As one of my colleagues, Professor José María Gutiérrez once said, “snakebite treatment is a human right”. No person should die or have their life irreparably destroyed simply because they of where they were born, where they live, or their socioeconomic situation.

David and his team retrieving a snakebite patient in his life-saving, custom emergency response ambulance in rural Papua New Guinea.

Over the next four years, José María and his team at the Instituto Clodomiro Picado (University of Costa Rica) developed the new taipan antivenom with us at no cost whatsoever. We supplied the snake venom and our intellectual input. They matched that with their own contributions, and in 2011, we published the preclinical analysis that would show the product had the potential to be at least as good as a much more expensive product the government of Papua New Guinea could simply never afford in enough quantity to meet the needs of everyone who was bitten. Our success led to an Australian government research grant to carry out clinical trials.

We used that grant to do exactly that, and in tandem we expanded our capacity to manage patients, developed an intensive care ambulance service to save the sickest patients who would have otherwise died long before reaching hospital, and saved hundreds of lives… it’s a story with many twists and turns, but in the end I am most proud for all the men, women and children who came to us on their most difficult day. A day when they “knew” they were going to die, one filled with terror for many of them, and yet, by making sure there was antivenom to treat them, and by ensuring they were treated quickly and well … nearly all of them were returned to their families safe and well.

David retrieving a snakebite patient in his life-saving, custom emergency response ambulance in rural Papua New Guinea.

David leading a healthcare worker training seminar in Papua New Guinea.

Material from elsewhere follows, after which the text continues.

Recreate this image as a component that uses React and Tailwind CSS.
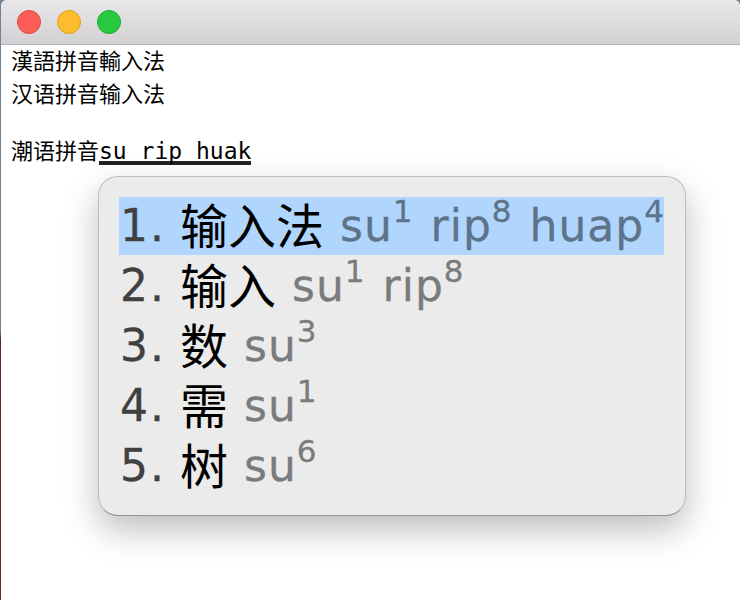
import React from 'react';

const CANDIDATES = [
  { n: '1.', word: '输入法', readings: [['su', '1'], ['rip', '8'], ['huap', '4']], active: true },
  { n: '2.', word: '输入', readings: [['su', '1'], ['rip', '8']] },
  { n: '3.', word: '数', readings: [['su', '3']] },
  { n: '4.', word: '需', readings: [['su', '1']] },
  { n: '5.', word: '树', readings: [['su', '6']] },
];

const CJK = "font-['Noto_Sans_CJK_SC',sans-serif]";

const Light = ({ className }) => (
  <div className={`w-6 h-6 rounded-full border ${className}`} />
);

const App = () => {
  return (
    <div className="w-[740px] h-[600px] overflow-hidden relative bg-[linear-gradient(to_bottom,#6f8296_0px,#6f8296_330px,#5a2a1e_340px,#6a3020_600px)]">
      <div className="ml-px w-[739px] h-[600px] bg-white rounded-t-[6px] overflow-hidden">
        {/* Title bar */}
        <div className="h-[45px] pl-[16px] flex items-center gap-4 bg-gradient-to-b from-[#e9e7e9] to-[#d2d0d2] border-b border-[#b6b4b6]">
          <Light className="bg-[#fc5e57] border-[#e2463f]" />
          <Light className="bg-[#fdbc2e] border-[#e1a116]" />
          <Light className="bg-[#28c83f] border-[#1aab29]" />
        </div>

        {/* Editor text */}
        <div className={`pl-[10px] pt-[1px] text-[22px] text-black ${CJK}`}>
          <div className="h-[33px] leading-[27px]">漢語拼音輸入法</div>
          <div className="h-[33px] leading-[27px]">汉语拼音输入法</div>
          <div className="h-[24px]" />
          <div className="h-[33px] leading-[27px] flex">
            潮语拼音
            <span className="font-['DejaVu_Sans_Mono',monospace] text-[23px] whitespace-pre border-b-4 border-[#222] h-[29px] leading-[30px]">su rip huak</span>
          </div>
        </div>
      </div>

      {/* Candidate popup */}
      <div className="absolute left-[98px] top-[176px] w-[588px] h-[340px] rounded-[20px] bg-[#ebebeb] border border-[#bdbdbd] border-b-[#969696] shadow-[0_14px_34px_rgba(0,0,0,0.26)] pl-[20px] pt-[20px]">
        {CANDIDATES.map((c) => (
          <div
            key={c.n}
            className={`flex items-start whitespace-pre font-['DejaVu_Sans',sans-serif] ${c.active ? 'w-[545px] mb-[2px] h-[58px] bg-[#b0d6fe]' : 'h-[60px]'}`}
          >
            <span className="w-[61px] shrink-0 pl-px text-[44px] tracking-[2px] leading-[58px] text-[#404040] [-webkit-text-stroke:0.3px]">{c.n}</span>
            <span className={`shrink-0 text-[48px] leading-[53px] text-black mr-[16px] ${CJK}`}>{c.word}</span>
            {c.readings.map(([syl, tone]) => (
              <span key={syl} className={`shrink-0 text-[44px] tracking-[1px] leading-[58px] mr-[17px] [-webkit-text-stroke:0.3px] ${c.active ? 'text-[#5d738a]' : 'text-[#7b7b7b]'}`}>
                {syl}
                <span className="text-[31px] leading-[20px] align-[19px]">{tone}</span>
              </span>
            ))}
          </div>
        ))}
      </div>
    </div>
  );
};

export default App;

India Snakebite Working Group, 2016.

David speaking at a 2016 meeting with the late Kofi Annan, a champion who pushed for the adoption of snakebite envenomation as an NTD at WHO. Pictured left is Dr. Bernadette Abela-Ridder, WHO.

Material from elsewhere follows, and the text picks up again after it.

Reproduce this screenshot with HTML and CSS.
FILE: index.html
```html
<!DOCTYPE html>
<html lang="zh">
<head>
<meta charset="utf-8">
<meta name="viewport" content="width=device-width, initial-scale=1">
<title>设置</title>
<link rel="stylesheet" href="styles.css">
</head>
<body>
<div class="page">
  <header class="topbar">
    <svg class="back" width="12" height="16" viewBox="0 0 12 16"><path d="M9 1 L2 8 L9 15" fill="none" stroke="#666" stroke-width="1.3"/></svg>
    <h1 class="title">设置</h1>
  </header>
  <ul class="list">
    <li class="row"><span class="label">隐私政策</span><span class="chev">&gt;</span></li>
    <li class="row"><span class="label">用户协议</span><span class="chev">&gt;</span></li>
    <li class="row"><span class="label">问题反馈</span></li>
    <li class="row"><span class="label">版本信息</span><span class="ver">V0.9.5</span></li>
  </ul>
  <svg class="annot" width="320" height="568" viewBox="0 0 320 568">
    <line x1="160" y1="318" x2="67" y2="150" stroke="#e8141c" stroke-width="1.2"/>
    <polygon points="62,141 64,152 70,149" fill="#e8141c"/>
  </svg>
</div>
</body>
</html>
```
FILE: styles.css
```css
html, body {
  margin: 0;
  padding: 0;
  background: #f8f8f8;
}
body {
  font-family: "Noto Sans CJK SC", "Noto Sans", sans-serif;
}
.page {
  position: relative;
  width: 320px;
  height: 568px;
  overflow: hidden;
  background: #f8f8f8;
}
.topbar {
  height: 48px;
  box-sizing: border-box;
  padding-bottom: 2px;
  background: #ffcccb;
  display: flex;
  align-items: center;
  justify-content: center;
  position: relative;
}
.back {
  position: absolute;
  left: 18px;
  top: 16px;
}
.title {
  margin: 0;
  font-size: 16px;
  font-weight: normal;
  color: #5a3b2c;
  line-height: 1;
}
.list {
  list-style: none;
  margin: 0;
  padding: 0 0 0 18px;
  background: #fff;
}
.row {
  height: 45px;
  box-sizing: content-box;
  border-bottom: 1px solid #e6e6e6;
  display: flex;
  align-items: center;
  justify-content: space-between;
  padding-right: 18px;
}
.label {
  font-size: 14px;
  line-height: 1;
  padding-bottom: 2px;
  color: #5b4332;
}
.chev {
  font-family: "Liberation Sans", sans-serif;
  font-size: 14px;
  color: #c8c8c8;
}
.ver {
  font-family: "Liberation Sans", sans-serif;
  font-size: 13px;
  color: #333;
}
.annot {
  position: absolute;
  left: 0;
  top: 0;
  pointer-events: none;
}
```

David with Costa Rican Ambassador Elayne Whyte, who was instrumental since 2016 in leading snakebite policy adoption at WHO.

Where I sit today is a long way from that world.

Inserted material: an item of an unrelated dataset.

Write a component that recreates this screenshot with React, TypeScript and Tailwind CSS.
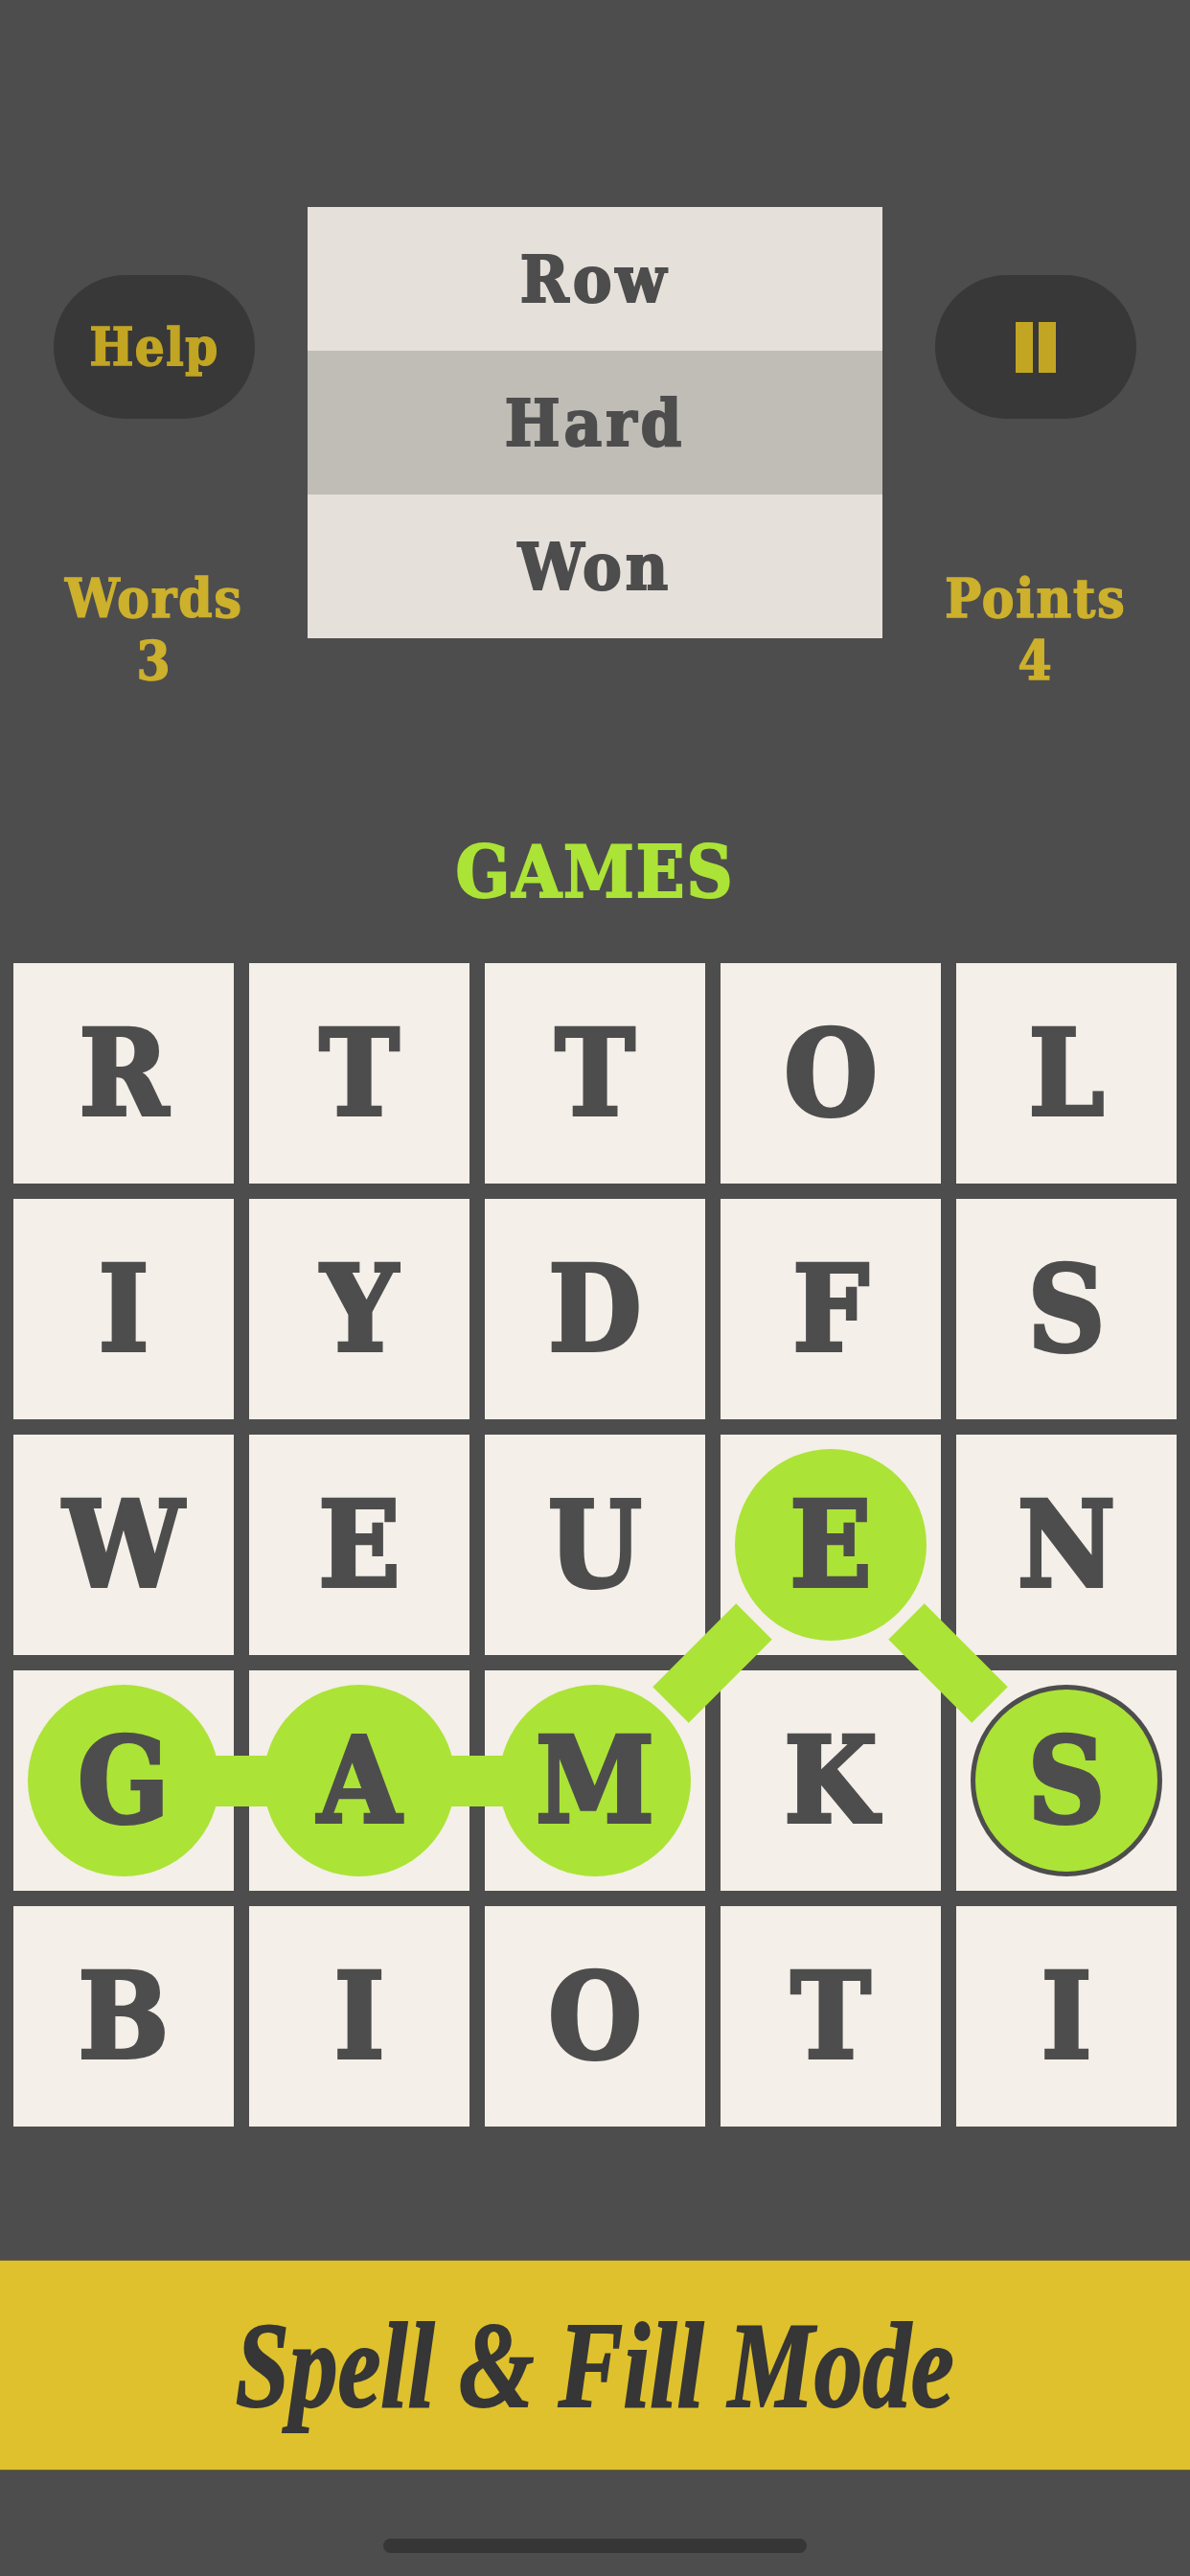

My time in Papua New Guinea came to an end, and now I am working with the World Health Organization to implement a strategy I helped to craft, that if successful, could reduce the burden of death and disability due to snakebite by at least 50 percent within the next ten years. The path still isn’t an easy one. The odds are still tough, and events such as the current Covid-19 pandemic definitely don’t help at all.

But I remind myself of two things. First, I’m stubborn.

And second. I’m the son of parents who never had it easy, who made sacrifices to raise a family of four kids, and who only ever wanted us to be happy in what we do. I chose the path I’ve taken because my mum (a paediatric palliative care nurse who lived for her young patients) and my dad (who volunteered in the community his whole life) taught me that we are only as good, as the good we do for others who need our help.

I hope the collection of stories assembled for International Snakebite Awareness Day will inspire many more people to feel the same way.

Dr. David Williams is currently a Technical Officer at WHO, bringing years of field expertise and clinical management of snakebite to implement WHO’s global snakebite strategy.